- GIVEN TASK:
Without the pictures, return exactly the lines from the one with "Recreate this image" through the one with "import React from". Both end lines belong in the copy.

- WORKING DATA:

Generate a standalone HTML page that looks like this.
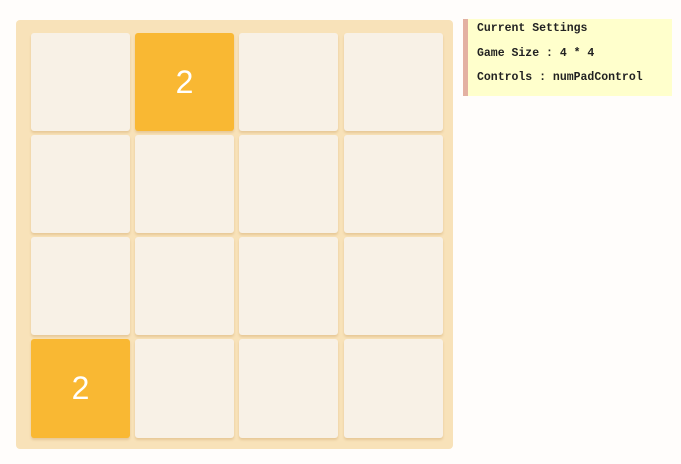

==

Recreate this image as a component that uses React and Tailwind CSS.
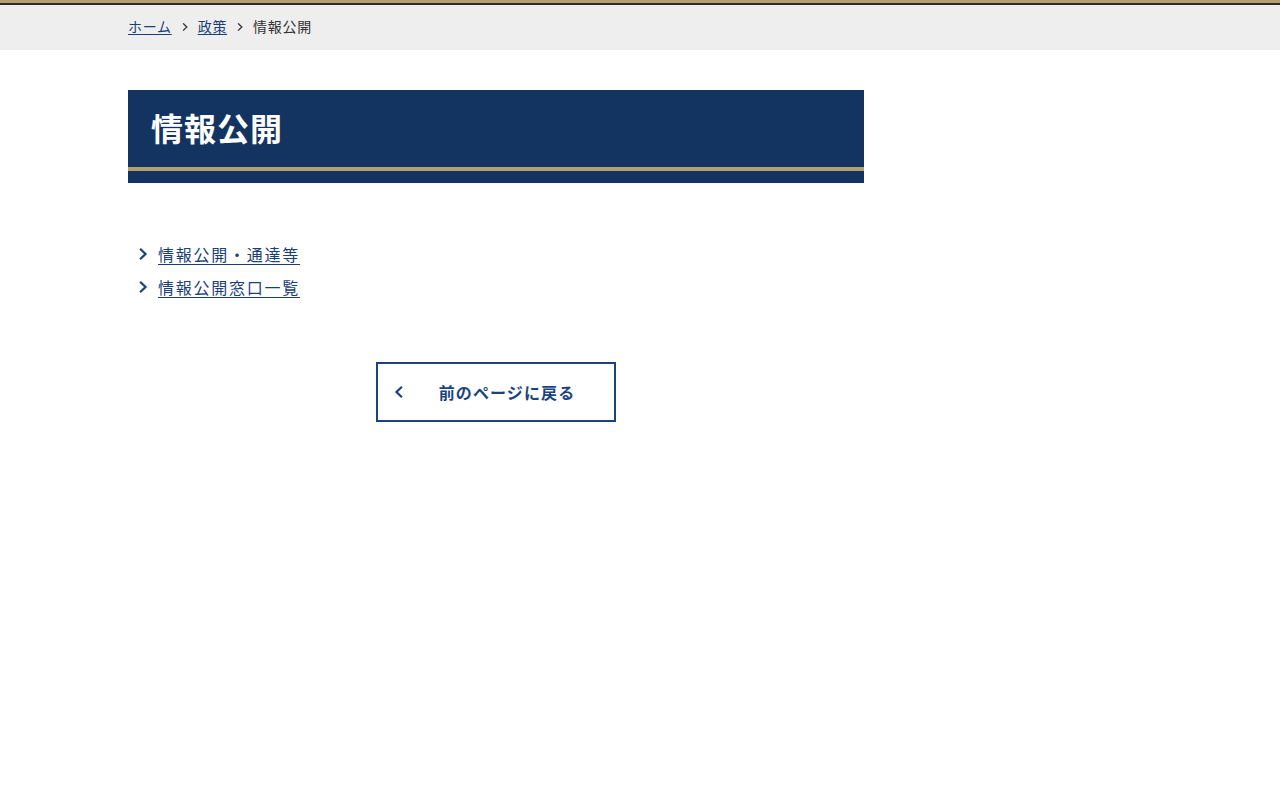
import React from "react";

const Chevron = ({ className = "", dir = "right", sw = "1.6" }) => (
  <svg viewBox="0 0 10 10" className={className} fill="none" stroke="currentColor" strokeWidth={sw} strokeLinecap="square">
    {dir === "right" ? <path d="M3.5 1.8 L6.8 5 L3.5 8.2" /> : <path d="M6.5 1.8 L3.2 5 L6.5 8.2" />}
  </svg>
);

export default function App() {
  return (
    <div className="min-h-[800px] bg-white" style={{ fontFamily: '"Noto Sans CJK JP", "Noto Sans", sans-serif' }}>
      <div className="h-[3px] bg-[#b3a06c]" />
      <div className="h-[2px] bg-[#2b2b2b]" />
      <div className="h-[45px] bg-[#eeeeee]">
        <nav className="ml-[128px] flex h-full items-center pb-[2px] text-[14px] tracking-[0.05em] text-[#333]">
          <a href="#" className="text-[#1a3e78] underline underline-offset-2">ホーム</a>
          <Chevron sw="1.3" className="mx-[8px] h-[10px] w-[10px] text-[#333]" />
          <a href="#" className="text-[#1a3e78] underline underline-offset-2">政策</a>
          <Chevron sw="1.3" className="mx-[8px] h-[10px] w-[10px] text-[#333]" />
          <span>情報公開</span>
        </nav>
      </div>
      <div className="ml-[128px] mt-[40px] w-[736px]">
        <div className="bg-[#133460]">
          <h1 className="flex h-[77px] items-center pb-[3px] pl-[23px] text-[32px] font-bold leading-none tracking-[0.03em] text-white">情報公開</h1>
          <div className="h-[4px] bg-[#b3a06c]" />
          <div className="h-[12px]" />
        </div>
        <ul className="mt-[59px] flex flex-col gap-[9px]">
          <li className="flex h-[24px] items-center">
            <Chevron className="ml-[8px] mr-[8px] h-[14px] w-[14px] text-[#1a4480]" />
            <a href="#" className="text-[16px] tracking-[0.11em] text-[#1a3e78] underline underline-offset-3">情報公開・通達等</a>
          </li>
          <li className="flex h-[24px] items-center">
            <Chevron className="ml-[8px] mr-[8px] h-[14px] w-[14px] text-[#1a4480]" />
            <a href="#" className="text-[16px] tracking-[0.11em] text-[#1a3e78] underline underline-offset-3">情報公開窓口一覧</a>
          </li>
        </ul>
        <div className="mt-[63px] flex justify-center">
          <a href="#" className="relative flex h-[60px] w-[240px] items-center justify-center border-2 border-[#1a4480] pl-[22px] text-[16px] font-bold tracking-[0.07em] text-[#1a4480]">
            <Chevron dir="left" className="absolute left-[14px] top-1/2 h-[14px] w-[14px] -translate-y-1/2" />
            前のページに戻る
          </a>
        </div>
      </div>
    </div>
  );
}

==

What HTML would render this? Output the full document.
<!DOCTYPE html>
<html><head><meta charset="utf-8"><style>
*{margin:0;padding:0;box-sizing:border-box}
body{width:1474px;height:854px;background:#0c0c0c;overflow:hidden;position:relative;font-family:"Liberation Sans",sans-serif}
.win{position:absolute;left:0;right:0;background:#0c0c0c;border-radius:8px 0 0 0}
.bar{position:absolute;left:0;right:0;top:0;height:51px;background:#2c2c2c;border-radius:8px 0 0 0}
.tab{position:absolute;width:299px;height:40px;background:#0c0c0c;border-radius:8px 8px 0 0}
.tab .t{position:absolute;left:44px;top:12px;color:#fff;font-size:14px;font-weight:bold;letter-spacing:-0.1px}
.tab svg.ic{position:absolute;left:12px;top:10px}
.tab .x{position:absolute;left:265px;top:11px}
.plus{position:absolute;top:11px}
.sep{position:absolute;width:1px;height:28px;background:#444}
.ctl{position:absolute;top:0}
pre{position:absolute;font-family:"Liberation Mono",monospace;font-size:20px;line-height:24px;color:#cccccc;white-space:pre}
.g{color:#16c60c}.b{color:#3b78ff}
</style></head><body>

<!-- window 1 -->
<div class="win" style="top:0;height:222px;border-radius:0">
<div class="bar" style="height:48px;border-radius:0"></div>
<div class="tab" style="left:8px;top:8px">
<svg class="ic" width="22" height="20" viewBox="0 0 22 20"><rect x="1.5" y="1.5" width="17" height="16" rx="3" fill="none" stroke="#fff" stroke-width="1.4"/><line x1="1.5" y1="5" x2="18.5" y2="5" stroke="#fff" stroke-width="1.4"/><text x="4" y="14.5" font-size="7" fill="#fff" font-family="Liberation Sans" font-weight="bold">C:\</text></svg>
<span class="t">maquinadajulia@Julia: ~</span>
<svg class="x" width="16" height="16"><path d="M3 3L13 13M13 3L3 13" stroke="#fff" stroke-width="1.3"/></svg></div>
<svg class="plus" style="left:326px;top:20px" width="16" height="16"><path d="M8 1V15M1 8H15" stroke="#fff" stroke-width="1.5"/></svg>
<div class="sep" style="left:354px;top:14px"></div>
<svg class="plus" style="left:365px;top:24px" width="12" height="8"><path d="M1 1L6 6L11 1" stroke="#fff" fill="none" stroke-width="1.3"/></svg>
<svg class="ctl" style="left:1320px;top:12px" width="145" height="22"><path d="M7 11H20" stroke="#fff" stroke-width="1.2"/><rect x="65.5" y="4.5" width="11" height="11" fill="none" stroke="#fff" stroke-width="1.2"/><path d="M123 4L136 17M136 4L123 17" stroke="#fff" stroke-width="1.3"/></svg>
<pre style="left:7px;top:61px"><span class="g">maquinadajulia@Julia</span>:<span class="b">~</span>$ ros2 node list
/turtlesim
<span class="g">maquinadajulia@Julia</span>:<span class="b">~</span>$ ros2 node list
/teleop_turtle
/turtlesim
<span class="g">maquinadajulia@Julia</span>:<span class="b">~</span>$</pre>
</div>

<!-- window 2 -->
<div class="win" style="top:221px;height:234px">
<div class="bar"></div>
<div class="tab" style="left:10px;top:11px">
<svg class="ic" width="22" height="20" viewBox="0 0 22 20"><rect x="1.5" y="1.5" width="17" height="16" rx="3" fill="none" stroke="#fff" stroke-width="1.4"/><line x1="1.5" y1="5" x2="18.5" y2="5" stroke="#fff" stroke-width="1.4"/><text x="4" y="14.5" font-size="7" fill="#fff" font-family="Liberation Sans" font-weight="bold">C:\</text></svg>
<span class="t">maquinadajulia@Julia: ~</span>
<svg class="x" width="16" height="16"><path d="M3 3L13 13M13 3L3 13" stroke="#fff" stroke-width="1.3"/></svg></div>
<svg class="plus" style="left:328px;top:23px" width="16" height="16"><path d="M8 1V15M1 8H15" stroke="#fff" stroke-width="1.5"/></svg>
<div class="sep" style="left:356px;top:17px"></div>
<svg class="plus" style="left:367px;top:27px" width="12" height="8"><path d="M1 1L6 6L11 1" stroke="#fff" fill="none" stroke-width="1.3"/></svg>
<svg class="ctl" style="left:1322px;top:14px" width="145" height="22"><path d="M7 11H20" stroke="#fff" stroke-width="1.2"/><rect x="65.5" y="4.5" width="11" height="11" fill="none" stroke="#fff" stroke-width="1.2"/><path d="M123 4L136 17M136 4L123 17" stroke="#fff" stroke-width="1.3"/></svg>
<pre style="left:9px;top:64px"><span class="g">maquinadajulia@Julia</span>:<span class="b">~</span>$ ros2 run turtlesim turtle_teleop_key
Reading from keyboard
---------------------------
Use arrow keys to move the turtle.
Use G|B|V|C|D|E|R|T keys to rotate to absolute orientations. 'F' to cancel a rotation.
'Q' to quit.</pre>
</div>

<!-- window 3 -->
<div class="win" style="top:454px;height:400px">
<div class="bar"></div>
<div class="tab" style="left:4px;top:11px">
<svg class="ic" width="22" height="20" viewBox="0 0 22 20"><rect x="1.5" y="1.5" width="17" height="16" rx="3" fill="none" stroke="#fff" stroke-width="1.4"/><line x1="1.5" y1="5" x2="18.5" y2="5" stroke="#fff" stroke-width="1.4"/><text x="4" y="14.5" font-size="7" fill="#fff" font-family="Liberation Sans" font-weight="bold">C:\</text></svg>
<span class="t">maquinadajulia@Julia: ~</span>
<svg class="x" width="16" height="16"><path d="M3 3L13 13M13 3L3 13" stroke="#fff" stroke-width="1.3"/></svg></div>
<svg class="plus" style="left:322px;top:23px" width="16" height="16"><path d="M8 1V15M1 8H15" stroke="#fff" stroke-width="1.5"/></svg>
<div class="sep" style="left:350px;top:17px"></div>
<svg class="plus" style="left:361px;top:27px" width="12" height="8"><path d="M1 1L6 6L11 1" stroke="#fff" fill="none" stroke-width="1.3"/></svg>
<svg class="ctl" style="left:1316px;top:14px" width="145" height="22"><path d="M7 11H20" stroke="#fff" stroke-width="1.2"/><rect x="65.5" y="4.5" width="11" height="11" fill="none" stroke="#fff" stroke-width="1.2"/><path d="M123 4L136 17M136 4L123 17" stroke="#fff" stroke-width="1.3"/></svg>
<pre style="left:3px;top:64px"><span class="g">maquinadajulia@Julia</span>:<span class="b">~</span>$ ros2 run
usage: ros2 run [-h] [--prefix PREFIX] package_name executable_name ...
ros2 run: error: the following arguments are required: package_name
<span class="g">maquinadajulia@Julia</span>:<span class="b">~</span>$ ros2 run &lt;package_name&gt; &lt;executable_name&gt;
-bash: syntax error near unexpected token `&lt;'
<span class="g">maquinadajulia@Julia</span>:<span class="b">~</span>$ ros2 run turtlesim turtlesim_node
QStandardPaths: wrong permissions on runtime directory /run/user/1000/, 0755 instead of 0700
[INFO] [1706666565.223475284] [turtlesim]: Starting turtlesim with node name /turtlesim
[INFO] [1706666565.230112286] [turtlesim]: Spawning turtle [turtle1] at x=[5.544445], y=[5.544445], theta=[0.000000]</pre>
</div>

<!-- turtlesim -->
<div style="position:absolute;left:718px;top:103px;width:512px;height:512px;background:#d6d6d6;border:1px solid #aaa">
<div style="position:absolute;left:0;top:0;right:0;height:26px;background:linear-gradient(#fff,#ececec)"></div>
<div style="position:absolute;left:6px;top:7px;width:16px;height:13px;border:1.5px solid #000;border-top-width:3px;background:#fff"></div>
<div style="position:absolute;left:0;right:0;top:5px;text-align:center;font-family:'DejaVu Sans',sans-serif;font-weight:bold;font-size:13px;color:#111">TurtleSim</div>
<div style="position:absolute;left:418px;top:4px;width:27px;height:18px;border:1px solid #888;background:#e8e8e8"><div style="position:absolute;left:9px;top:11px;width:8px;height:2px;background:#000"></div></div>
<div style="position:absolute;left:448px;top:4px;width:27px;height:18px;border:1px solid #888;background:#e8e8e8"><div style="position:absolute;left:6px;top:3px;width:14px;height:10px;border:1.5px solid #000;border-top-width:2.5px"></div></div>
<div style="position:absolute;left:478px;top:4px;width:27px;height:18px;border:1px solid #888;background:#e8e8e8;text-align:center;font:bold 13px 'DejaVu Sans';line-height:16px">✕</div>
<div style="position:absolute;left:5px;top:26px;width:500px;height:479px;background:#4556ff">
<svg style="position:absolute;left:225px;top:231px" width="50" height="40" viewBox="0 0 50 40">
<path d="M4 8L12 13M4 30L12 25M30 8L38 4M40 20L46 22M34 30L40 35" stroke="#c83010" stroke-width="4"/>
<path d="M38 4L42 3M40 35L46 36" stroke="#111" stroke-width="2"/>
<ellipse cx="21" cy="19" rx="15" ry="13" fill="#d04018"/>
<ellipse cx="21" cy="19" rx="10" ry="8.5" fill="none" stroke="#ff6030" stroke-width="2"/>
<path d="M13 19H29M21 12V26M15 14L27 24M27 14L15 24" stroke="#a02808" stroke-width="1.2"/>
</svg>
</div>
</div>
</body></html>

- OUTPUT BELOW:
Recreate this image as a component that uses React and Tailwind CSS.
import React from "react";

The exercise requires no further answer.